A lamp is knocked over, the room goes dark, and Gennaro goes up to Eustace’s locked room and carries him out and through a window and into the garden. Eustace jumps over the garden wall and into an olive tree and then slides to the ground. When his bare feet touch the ground, he gives out a great cry. He is now saved, says Gennaro. Eustace will live. 

The narrator demands his money back. The money is his, says Gennaro. Then Gennaro falls dead. The story concludes with the sounds of a laughing and singing Eustace running into the night.

Clearly, something divine has entered the world, possessed Eustace. Eustace’s hostility towards Sandbach that night reverses the birth of Christ marking the death of Pan. Eustace is something of a pagan Christ, a connection alluded to by Gennaro being likened to Judas. We never learn why Eustace is increasingly famous eight years on. Is he an actor? Writer? My guess would be he is a noted lecturer or spiritual leader proclaiming the return of an old faith to the modern world.

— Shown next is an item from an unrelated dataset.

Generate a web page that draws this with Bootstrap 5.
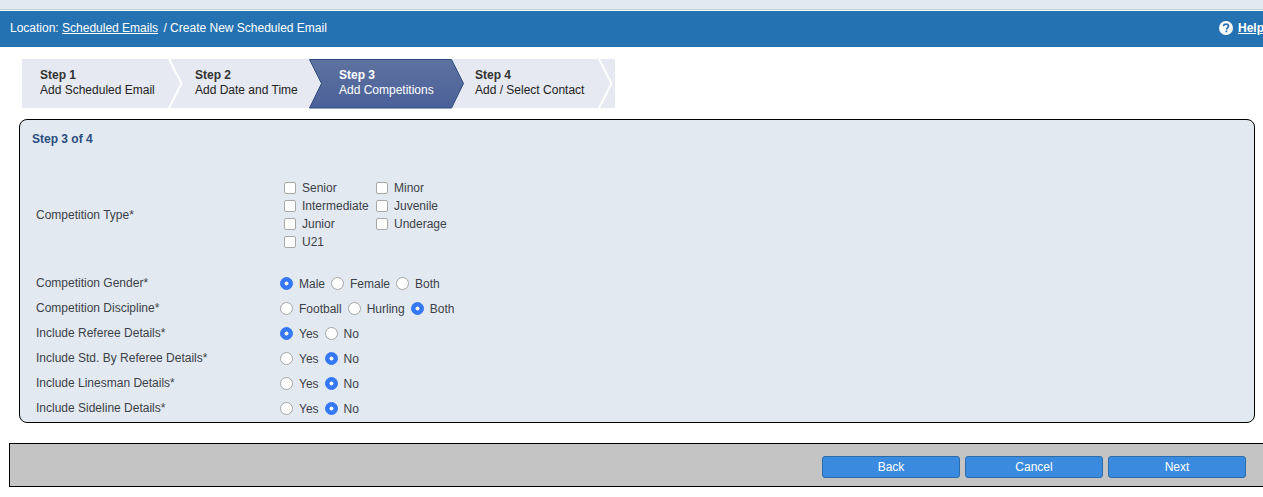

Perhaps his growing popularity is with the young. After all, Rose seems to understand him and didn’t panic that afternoon. But the older members of the party may represent the world of Christianity about to swept away by an older faith. Leyland represents a border case. He is pagan in his sympathy to nature, but, as he says, he has been corrupted by the modern world – but not enough to not be fascinated and appalled by what Eustace says, to see a caricature of truth in it.

Gennaro understands because, in those woods, both he and Eustace have been touched by the same divinity.

I rather liked this story and its hint that, on a pleasant May afternoon, the prophet of an old, yet now new, faith has entered the world.